Hal lain yang diperkuat dalam Ranperda Penyelenggaraan Ketenagakerjaan adalah terkait kebebasan berserikat bagi pekerja. Apalagi dalam undang - undang, pekerja 'dapat' berserikat di perusahaannya masing-masing. 
 
"Tetapi selama ini, banyak pengusaha yang tidak suka pekerjanya berserikat di perusahaannya. Ini menyulitkan dalam membangun hubungan industrial. Ketika ada masalah di perusahaan, prosesnya lama. Kalau ada Serikat Pekerja, pasti cepat selesai. Itu sebabnya dalam Ranperda ini, kita atur juga masalah kebebasan berserikat," tandas Parta, yang pada Pileg 2019 lolos sebagai anggota DPR RI Dapil Bali dari PDIP. 
 
Selanjutnya hal lain yang dibahas serius adalah terkait tenaga kerja magang hingga kontrak. Pekerja dengan status magang dan kontrak, selama ini kondisinya sangat memprihatinkan. 
 
"Selama ini, pekerja magang posisinya paling tidak jelas. Satu, soal waktu. Banyak perusahaan, untuk menghindari upah, mereka memagangkan pekerja berlama - lama.

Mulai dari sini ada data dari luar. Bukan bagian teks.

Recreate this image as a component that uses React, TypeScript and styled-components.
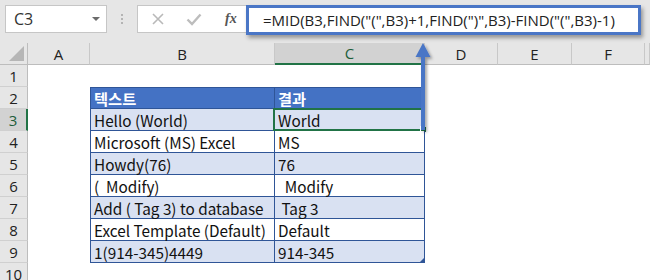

Makanya, kita atur dalam Perda, pekerja magang diberikan upah minimum. Karena pekerjaannya hampir sama dengan karyawan tetap. Masa status magang, upah juga tidak jelas? Kita pastikan, magang maksimal satu tahun dan diberikan upah minimum," tegas Parta. 
 
"Soal tenaga kontrak, kita juga atur maksimal 3 tahun. Setelah 3 tahun, perusahaan wajib mengangkat menjadi karyawan tetap. Selama ini, banyak perusahaan di Bali yang memperlakukan status kontrak untuk pekerjanya hingga 6-7 tahun. Ini tidak boleh lagi terjadi ke depan," pungkasnya.